I got over it rather quickly; I knew what I was doing. They weren't my last dollars (too early in the month for that!). I started to think though about what the we deal with coins says about us a society. I've worked many years in retail and people always apologize for using something out of the ordinary for payment. If there is a two dollar bill in the mix, a dollar coin, a half dollar, some extra quarters or a hundred dollar bill (although they often seem secretly pleased using one of these) people feel compelled to say their sorry. It's all good, really, businesses need coins to make change with. I always told people at the cart that used coins in their purchase that they were saving me a trip to the bank. High school students don't like pennies; they cull them from their pockets and drop them in the halls. I worked with a teacher who picked up $131.00 in pennies in one year. I think the kids feel insulted by them; they are like little reminders of where they stand in the financial world.
Rolling coins in my car in the supermarket parking lot made me appear to others that my position in the financial world was at the nickel and dime end of the spectrum; it is, really, but that's beside the point.
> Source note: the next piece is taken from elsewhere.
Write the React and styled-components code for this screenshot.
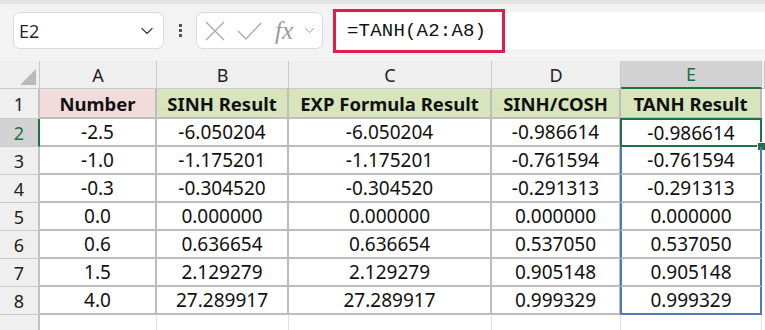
import React from "react";
import styled, { createGlobalStyle } from "styled-components";
import { ChevronDown } from "lucide-react";

const GlobalStyle = createGlobalStyle`
  body {
    margin: 0;
    background: #ffffff;
    font-family: "Noto Sans", "Liberation Sans", sans-serif;
  }
`;

const columns = [
  { key: "A", title: "Number", tint: "pink" },
  { key: "B", title: "SINH Result", tint: "green" },
  { key: "C", title: "EXP Formula Result", tint: "green" },
  { key: "D", title: "SINH/COSH", tint: "green" },
  { key: "E", title: "TANH Result", tint: "green" },
];

const rows = [
  ["-2.5", "-6.050204", "-6.050204", "-0.986614", "-0.986614"],
  ["-1.0", "-1.175201", "-1.175201", "-0.761594", "-0.761594"],
  ["-0.3", "-0.304520", "-0.304520", "-0.291313", "-0.291313"],
  ["0.0", "0.000000", "0.000000", "0.000000", "0.000000"],
  ["0.6", "0.636654", "0.636654", "0.537050", "0.537050"],
  ["1.5", "2.129279", "2.129279", "0.905148", "0.905148"],
  ["4.0", "27.289917", "27.289917", "0.999329", "0.999329"],
];

const App = () => {
  return (
    <Page>
      <GlobalStyle />
      <TopStrip />
      <FormulaBar>
        <NameBox>
          <span>E2</span>
          <ChevronDown size={20} strokeWidth={1.6} color="#444" />
        </NameBox>
        <Dots>
          <i />
          <i />
          <i />
        </Dots>
        <FxBox>
          {/* cancel */}
          <svg width="20" height="20" viewBox="0 0 20 20">
            <path d="M1 1L19 19M19 1L1 19" stroke="#ababab" strokeWidth="1.4" fill="none" />
          </svg>
          {/* enter */}
          <svg width="25" height="18" viewBox="0 0 25 18">
            <path d="M1 9L9 17L24 1" stroke="#ababab" strokeWidth="1.4" fill="none" />
          </svg>
          <Fx>fx</Fx>
          <ChevronDown size={17} strokeWidth={1.4} color="#9a9a9a" />
        </FxBox>
        <FormulaInput>
          <Highlight>=TANH(A2:A8)</Highlight>
        </FormulaInput>
      </FormulaBar>

      <Sheet>
        <Corner>
          <svg width="16" height="16" viewBox="0 0 16 16">
            <polygon points="16,0 16,16 0,16" fill="#b9b9b9" />
          </svg>
        </Corner>
        {columns.map((col) => (
          <ColHead key={col.key} selected={col.key === "E"}>
            {col.key}
          </ColHead>
        ))}
        <ColHead />

        <RowHead>1</RowHead>
        {columns.map((col) => (
          <TitleCell key={col.key} tint={col.tint}>
            {col.title}
          </TitleCell>
        ))}
        <Blank />

        {rows.map((row, r) => (
          <React.Fragment key={r}>
            <RowHead selected={r === 0}>{r + 2}</RowHead>
            {row.map((value, c) => {
              const inE = c === 4;
              return (
                <Cell
                  key={c}
                  active={inE && r === 0}
                  spill={inE && r > 0}
                  last={inE && r === rows.length - 1}
                >
                  {value}
                  {inE && r === 0 && <FillHandle />}
                </Cell>
              );
            })}
            <Blank />
          </React.Fragment>
        ))}

        {/* partial row 9, cut by the window */}
        <RowHead />
        {columns.map((col) => (
          <EmptyCell key={col.key} />
        ))}
        <Blank />
      </Sheet>
    </Page>
  );
};

// Styled Components
const Page = styled.div`
  width: 765px;
  height: 330px;
  overflow: hidden;
  background: #f3f3f3;
`;

const TopStrip = styled.div`
  height: 4px;
  background: #e2e2e2;
`;

const FormulaBar = styled.div`
  height: 57px;
  display: flex;
  align-items: flex-start;
  padding-top: 8px;
  box-sizing: border-box;
  background: #f3f3f3;
`;

const NameBox = styled.div`
  margin-left: 13px;
  width: 151px;
  height: 37px;
  box-sizing: border-box;
  background: #ffffff;
  border: 1px solid #d9d9d9;
  border-radius: 7px;
  display: flex;
  align-items: center;
  justify-content: space-between;
  padding: 0 6px 0 5px;
  font-family: "Open Sans", sans-serif;
  font-size: 18px;
  color: #222;
`;

const Dots = styled.div`
  width: 32px;
  height: 37px;
  display: flex;
  flex-direction: column;
  align-items: center;
  justify-content: center;
  gap: 2px;

  i {
    display: block;
    width: 3px;
    height: 3px;
    background: #555;
  }
`;

const FxBox = styled.div`
  width: 127px;
  height: 37px;
  box-sizing: border-box;
  background: #ffffff;
  border: 1px solid #d9d9d9;
  border-radius: 7px;
  display: flex;
  align-items: center;
  padding: 0 2px 0 8px;
  gap: 12px;
`;

const Fx = styled.span`
  font-family: "Liberation Serif", serif;
  font-style: italic;
  font-size: 25px;
  color: #9a9a9a;
  margin-left: 1px;
  margin-right: -4px;
  line-height: 1;
`;

const FormulaInput = styled.div`
  margin-left: 10px;
  flex: 1;
  height: 37px;
  background: #ffffff;
  display: flex;
  align-items: center;
`;

const Highlight = styled.span`
  width: 172px;
  height: 44px;
  box-sizing: border-box;
  border: 3px solid #dc1f4b;
  display: flex;
  align-items: center;
  padding-left: 11px;
  font-family: "Liberation Mono", monospace;
  font-size: 19px;
  letter-spacing: 0.2px;
  color: #111;
`;

const Sheet = styled.div`
  display: grid;
  grid-template-columns: 40px 117px 132px 203px 129px 141px 1fr;
  grid-template-rows: 28px 30px repeat(7, 28px) 20px;
  background: #ffffff;
  font-size: 19px;
  color: #111;
`;

const Corner = styled.div`
  background: #efefef;
  border-right: 1px solid #c9c9c9;
  border-bottom: 1px solid #c9c9c9;
  display: flex;
  align-items: flex-end;
  justify-content: flex-end;
  padding: 0 3px 3px 0;
`;

const ColHead = styled.div`
  background: ${(p) => (p.selected ? "#d3d3d3" : "#efefef")};
  color: ${(p) => (p.selected ? "#1e6f43" : "#222")};
  border-right: 1px solid #c9c9c9;
  border-bottom: ${(p) => (p.selected ? "2px solid #1e7145" : "1px solid #c9c9c9")};
  display: flex;
  align-items: center;
  justify-content: center;
  font-size: 18px;
`;

const RowHead = styled.div`
  background: ${(p) => (p.selected ? "#d3d3d3" : "#efefef")};
  color: ${(p) => (p.selected ? "#1e6f43" : "#222")};
  border-right: ${(p) => (p.selected ? "2px solid #1e7145" : "2px solid #c2c2c2")};
  border-bottom: 1px solid #c9c9c9;
  display: flex;
  align-items: center;
  justify-content: center;
  font-size: 18px;
`;

const TitleCell = styled.div`
  background: ${(p) => (p.tint === "pink" ? "#f2dcdb" : "#d8e4bc")};
  border-right: 2px solid #bdbdbd;
  border-bottom: 2px solid #bdbdbd;
  display: flex;
  align-items: center;
  justify-content: center;
  font-weight: 700;
  font-size: 18.5px;
  color: #111;
`;

const Cell = styled.div`
  position: relative;
  box-sizing: border-box;
  border-right: 2px solid #bdbdbd;
  border-bottom: 2px solid #bdbdbd;
  display: flex;
  align-items: center;
  justify-content: center;
  ${(p) =>
    p.active &&
    `
    border: 2px solid #1e7145;
    margin: -1px 0 0 -1px;
  `}
  ${(p) =>
    p.spill &&
    `
    border-left: 2px solid #4f78bf;
    border-right: 2px solid #4f78bf;
    margin-left: -1px;
  `}
  ${(p) => p.last && `border-bottom: 2px solid #4f78bf;`}
`;

const FillHandle = styled.span`
  position: absolute;
  right: -6px;
  bottom: -6px;
  width: 7px;
  height: 7px;
  background: #1e7145;
  border: 1px solid #ffffff;
`;

const Blank = styled.div`
  background: #ffffff;
`;

const EmptyCell = styled.div`
  border-right: 1px solid #e1e1e1;
`;

export default App;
Students in the neighborhood where I teacher are impressed with a wad of bills. I've even heard that the whole baggy falling down pants thing started from the idea that a big roller in the hood would have so much dough in his pockets that it weighed down his pants. I occasionally mention to the kids that now-a-days people with real money don't even have cash; their money is in investments and their immediate funds are accessed by debit cards. Their morning coffee at the drive thru even has to go on a card. Mine, today will be stoically purchased with rolled coppers.